▸ TASK STATEMENT
Without the pictures, write out all the lines below exactly as they appear.

▸ SUPPLIED MATERIAL
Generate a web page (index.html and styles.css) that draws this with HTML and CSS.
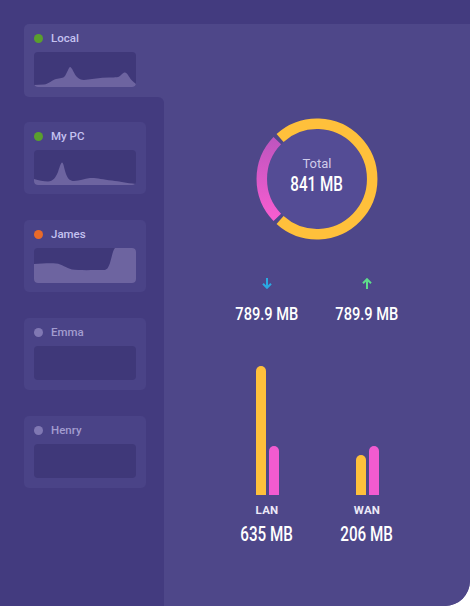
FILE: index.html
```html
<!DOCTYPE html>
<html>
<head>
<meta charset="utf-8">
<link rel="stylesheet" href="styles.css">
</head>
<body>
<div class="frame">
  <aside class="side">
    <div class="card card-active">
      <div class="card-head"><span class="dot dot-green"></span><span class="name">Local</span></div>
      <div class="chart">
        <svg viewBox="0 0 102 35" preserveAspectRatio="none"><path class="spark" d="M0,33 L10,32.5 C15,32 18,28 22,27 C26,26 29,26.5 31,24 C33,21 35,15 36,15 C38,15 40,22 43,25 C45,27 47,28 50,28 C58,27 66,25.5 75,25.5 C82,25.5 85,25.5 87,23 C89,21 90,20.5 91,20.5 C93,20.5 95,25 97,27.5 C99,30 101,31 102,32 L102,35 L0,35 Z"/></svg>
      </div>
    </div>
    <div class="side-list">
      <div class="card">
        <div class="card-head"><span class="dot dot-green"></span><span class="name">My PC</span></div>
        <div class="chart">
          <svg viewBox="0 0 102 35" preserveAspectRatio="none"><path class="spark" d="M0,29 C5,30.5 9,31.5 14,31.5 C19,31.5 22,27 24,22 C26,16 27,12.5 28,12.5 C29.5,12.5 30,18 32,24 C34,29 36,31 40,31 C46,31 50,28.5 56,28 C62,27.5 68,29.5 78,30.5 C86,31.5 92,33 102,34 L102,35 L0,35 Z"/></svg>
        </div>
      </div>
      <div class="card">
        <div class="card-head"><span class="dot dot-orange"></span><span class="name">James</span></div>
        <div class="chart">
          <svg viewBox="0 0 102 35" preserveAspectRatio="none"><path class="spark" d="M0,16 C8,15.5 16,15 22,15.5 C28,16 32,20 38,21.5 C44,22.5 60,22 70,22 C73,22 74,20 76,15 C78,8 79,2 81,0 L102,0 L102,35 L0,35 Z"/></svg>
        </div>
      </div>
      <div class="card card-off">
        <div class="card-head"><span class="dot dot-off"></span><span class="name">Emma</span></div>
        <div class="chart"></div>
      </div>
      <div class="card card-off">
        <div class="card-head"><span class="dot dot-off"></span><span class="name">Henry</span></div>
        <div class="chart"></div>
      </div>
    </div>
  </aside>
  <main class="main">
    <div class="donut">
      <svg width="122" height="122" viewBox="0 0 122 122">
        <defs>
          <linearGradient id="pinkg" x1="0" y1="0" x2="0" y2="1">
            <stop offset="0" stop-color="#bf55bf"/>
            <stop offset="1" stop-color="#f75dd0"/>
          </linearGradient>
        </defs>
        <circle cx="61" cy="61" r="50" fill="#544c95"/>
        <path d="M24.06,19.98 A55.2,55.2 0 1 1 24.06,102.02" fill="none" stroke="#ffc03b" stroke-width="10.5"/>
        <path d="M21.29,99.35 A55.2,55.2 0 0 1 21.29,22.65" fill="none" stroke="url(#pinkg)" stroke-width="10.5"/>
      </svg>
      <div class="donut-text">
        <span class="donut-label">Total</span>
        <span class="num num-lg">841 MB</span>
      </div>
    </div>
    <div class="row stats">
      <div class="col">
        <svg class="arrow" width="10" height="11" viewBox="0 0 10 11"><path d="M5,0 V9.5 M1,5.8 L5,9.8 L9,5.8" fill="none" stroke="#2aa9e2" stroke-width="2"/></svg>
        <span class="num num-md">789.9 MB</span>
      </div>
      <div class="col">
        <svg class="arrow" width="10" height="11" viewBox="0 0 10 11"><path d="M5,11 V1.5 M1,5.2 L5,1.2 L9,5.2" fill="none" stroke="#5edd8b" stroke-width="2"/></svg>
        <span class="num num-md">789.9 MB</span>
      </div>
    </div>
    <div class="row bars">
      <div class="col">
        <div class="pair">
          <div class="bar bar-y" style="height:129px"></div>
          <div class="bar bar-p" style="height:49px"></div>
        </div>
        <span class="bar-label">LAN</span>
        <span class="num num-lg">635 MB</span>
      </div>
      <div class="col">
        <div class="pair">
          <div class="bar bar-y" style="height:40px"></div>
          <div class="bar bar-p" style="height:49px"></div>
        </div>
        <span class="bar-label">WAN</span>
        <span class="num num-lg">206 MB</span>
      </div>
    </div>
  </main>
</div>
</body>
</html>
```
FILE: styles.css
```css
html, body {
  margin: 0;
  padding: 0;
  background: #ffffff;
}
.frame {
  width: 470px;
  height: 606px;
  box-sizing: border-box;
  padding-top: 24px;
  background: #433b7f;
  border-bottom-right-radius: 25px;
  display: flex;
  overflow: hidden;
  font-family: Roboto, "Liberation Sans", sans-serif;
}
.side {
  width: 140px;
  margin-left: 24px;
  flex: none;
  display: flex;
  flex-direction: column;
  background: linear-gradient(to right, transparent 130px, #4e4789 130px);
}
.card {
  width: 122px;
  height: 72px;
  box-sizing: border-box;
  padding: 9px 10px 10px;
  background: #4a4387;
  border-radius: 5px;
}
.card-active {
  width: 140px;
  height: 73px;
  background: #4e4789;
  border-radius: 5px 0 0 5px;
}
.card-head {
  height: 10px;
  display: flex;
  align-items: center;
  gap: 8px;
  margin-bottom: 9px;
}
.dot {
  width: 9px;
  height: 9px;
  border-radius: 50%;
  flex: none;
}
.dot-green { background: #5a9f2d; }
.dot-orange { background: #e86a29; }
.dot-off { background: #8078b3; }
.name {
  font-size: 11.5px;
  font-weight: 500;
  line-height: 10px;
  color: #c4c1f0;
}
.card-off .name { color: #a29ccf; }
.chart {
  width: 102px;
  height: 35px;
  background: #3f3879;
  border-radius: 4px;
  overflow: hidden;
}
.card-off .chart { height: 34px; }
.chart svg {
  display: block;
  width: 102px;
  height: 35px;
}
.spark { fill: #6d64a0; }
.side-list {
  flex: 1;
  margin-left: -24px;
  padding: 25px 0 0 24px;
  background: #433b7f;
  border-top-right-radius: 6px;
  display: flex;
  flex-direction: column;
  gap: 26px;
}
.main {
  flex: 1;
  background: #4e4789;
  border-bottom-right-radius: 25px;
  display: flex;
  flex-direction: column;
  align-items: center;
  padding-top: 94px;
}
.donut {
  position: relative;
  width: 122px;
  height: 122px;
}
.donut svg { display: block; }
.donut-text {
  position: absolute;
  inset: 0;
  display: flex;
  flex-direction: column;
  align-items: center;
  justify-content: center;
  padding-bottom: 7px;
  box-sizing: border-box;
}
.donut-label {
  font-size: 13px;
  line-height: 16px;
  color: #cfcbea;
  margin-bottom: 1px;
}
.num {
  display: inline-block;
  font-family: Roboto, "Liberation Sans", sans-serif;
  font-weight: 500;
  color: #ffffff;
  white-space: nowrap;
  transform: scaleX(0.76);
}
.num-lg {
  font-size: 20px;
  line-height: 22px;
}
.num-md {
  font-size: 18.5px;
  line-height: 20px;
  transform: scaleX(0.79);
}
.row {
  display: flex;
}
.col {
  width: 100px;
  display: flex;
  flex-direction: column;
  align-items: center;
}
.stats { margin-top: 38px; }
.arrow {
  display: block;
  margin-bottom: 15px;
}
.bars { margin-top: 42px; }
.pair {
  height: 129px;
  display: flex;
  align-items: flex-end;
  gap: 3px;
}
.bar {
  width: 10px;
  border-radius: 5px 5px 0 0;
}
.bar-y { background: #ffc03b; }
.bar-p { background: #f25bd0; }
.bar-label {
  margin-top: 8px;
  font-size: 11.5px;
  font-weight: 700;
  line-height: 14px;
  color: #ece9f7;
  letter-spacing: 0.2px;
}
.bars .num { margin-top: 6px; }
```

▸ THE RESPONSE
Generate a web page (index.html and styles.css) that draws this with HTML and CSS.
FILE: index.html
```html
<!DOCTYPE html>
<html>
<head>
<meta charset="utf-8">
<link rel="stylesheet" href="styles.css">
</head>
<body>
<div class="frame">
  <aside class="side">
    <div class="card card-active">
      <div class="card-head"><span class="dot dot-green"></span><span class="name">Local</span></div>
      <div class="chart">
        <svg viewBox="0 0 102 35" preserveAspectRatio="none"><path class="spark" d="M0,33 L10,32.5 C15,32 18,28 22,27 C26,26 29,26.5 31,24 C33,21 35,15 36,15 C38,15 40,22 43,25 C45,27 47,28 50,28 C58,27 66,25.5 75,25.5 C82,25.5 85,25.5 87,23 C89,21 90,20.5 91,20.5 C93,20.5 95,25 97,27.5 C99,30 101,31 102,32 L102,35 L0,35 Z"/></svg>
      </div>
    </div>
    <div class="side-list">
      <div class="card">
        <div class="card-head"><span class="dot dot-green"></span><span class="name">My PC</span></div>
        <div class="chart">
          <svg viewBox="0 0 102 35" preserveAspectRatio="none"><path class="spark" d="M0,29 C5,30.5 9,31.5 14,31.5 C19,31.5 22,27 24,22 C26,16 27,12.5 28,12.5 C29.5,12.5 30,18 32,24 C34,29 36,31 40,31 C46,31 50,28.5 56,28 C62,27.5 68,29.5 78,30.5 C86,31.5 92,33 102,34 L102,35 L0,35 Z"/></svg>
        </div>
      </div>
      <div class="card">
        <div class="card-head"><span class="dot dot-orange"></span><span class="name">James</span></div>
        <div class="chart">
          <svg viewBox="0 0 102 35" preserveAspectRatio="none"><path class="spark" d="M0,16 C8,15.5 16,15 22,15.5 C28,16 32,20 38,21.5 C44,22.5 60,22 70,22 C73,22 74,20 76,15 C78,8 79,2 81,0 L102,0 L102,35 L0,35 Z"/></svg>
        </div>
      </div>
      <div class="card card-off">
        <div class="card-head"><span class="dot dot-off"></span><span class="name">Emma</span></div>
        <div class="chart"></div>
      </div>
      <div class="card card-off">
        <div class="card-head"><span class="dot dot-off"></span><span class="name">Henry</span></div>
        <div class="chart"></div>
      </div>
    </div>
  </aside>
  <main class="main">
    <div class="donut">
      <svg width="122" height="122" viewBox="0 0 122 122">
        <defs>
          <linearGradient id="pinkg" x1="0" y1="0" x2="0" y2="1">
            <stop offset="0" stop-color="#bf55bf"/>
            <stop offset="1" stop-color="#f75dd0"/>
          </linearGradient>
        </defs>
        <circle cx="61" cy="61" r="50" fill="#544c95"/>
        <path d="M24.06,19.98 A55.2,55.2 0 1 1 24.06,102.02" fill="none" stroke="#ffc03b" stroke-width="10.5"/>
        <path d="M21.29,99.35 A55.2,55.2 0 0 1 21.29,22.65" fill="none" stroke="url(#pinkg)" stroke-width="10.5"/>
      </svg>
      <div class="donut-text">
        <span class="donut-label">Total</span>
        <span class="num num-lg">841 MB</span>
      </div>
    </div>
    <div class="row stats">
      <div class="col">
        <svg class="arrow" width="10" height="11" viewBox="0 0 10 11"><path d="M5,0 V9.5 M1,5.8 L5,9.8 L9,5.8" fill="none" stroke="#2aa9e2" stroke-width="2"/></svg>
        <span class="num num-md">789.9 MB</span>
      </div>
      <div class="col">
        <svg class="arrow" width="10" height="11" viewBox="0 0 10 11"><path d="M5,11 V1.5 M1,5.2 L5,1.2 L9,5.2" fill="none" stroke="#5edd8b" stroke-width="2"/></svg>
        <span class="num num-md">789.9 MB</span>
      </div>
    </div>
    <div class="row bars">
      <div class="col">
        <div class="pair">
          <div class="bar bar-y" style="height:129px"></div>
          <div class="bar bar-p" style="height:49px"></div>
        </div>
        <span class="bar-label">LAN</span>
        <span class="num num-lg">635 MB</span>
      </div>
      <div class="col">
        <div class="pair">
          <div class="bar bar-y" style="height:40px"></div>
          <div class="bar bar-p" style="height:49px"></div>
        </div>
        <span class="bar-label">WAN</span>
        <span class="num num-lg">206 MB</span>
      </div>
    </div>
  </main>
</div>
</body>
</html>
```
FILE: styles.css
```css
html, body {
  margin: 0;
  padding: 0;
  background: #ffffff;
}
.frame {
  width: 470px;
  height: 606px;
  box-sizing: border-box;
  padding-top: 24px;
  background: #433b7f;
  border-bottom-right-radius: 25px;
  display: flex;
  overflow: hidden;
  font-family: Roboto, "Liberation Sans", sans-serif;
}
.side {
  width: 140px;
  margin-left: 24px;
  flex: none;
  display: flex;
  flex-direction: column;
  background: linear-gradient(to right, transparent 130px, #4e4789 130px);
}
.card {
  width: 122px;
  height: 72px;
  box-sizing: border-box;
  padding: 9px 10px 10px;
  background: #4a4387;
  border-radius: 5px;
}
.card-active {
  width: 140px;
  height: 73px;
  background: #4e4789;
  border-radius: 5px 0 0 5px;
}
.card-head {
  height: 10px;
  display: flex;
  align-items: center;
  gap: 8px;
  margin-bottom: 9px;
}
.dot {
  width: 9px;
  height: 9px;
  border-radius: 50%;
  flex: none;
}
.dot-green { background: #5a9f2d; }
.dot-orange { background: #e86a29; }
.dot-off { background: #8078b3; }
.name {
  font-size: 11.5px;
  font-weight: 500;
  line-height: 10px;
  color: #c4c1f0;
}
.card-off .name { color: #a29ccf; }
.chart {
  width: 102px;
  height: 35px;
  background: #3f3879;
  border-radius: 4px;
  overflow: hidden;
}
.card-off .chart { height: 34px; }
.chart svg {
  display: block;
  width: 102px;
  height: 35px;
}
.spark { fill: #6d64a0; }
.side-list {
  flex: 1;
  margin-left: -24px;
  padding: 25px 0 0 24px;
  background: #433b7f;
  border-top-right-radius: 6px;
  display: flex;
  flex-direction: column;
  gap: 26px;
}
.main {
  flex: 1;
  background: #4e4789;
  border-bottom-right-radius: 25px;
  display: flex;
  flex-direction: column;
  align-items: center;
  padding-top: 94px;
}
.donut {
  position: relative;
  width: 122px;
  height: 122px;
}
.donut svg { display: block; }
.donut-text {
  position: absolute;
  inset: 0;
  display: flex;
  flex-direction: column;
  align-items: center;
  justify-content: center;
  padding-bottom: 7px;
  box-sizing: border-box;
}
.donut-label {
  font-size: 13px;
  line-height: 16px;
  color: #cfcbea;
  margin-bottom: 1px;
}
.num {
  display: inline-block;
  font-family: Roboto, "Liberation Sans", sans-serif;
  font-weight: 500;
  color: #ffffff;
  white-space: nowrap;
  transform: scaleX(0.76);
}
.num-lg {
  font-size: 20px;
  line-height: 22px;
}
.num-md {
  font-size: 18.5px;
  line-height: 20px;
  transform: scaleX(0.79);
}
.row {
  display: flex;
}
.col {
  width: 100px;
  display: flex;
  flex-direction: column;
  align-items: center;
}
.stats { margin-top: 38px; }
.arrow {
  display: block;
  margin-bottom: 15px;
}
.bars { margin-top: 42px; }
.pair {
  height: 129px;
  display: flex;
  align-items: flex-end;
  gap: 3px;
}
.bar {
  width: 10px;
  border-radius: 5px 5px 0 0;
}
.bar-y { background: #ffc03b; }
.bar-p { background: #f25bd0; }
.bar-label {
  margin-top: 8px;
  font-size: 11.5px;
  font-weight: 700;
  line-height: 14px;
  color: #ece9f7;
  letter-spacing: 0.2px;
}
.bars .num { margin-top: 6px; }
```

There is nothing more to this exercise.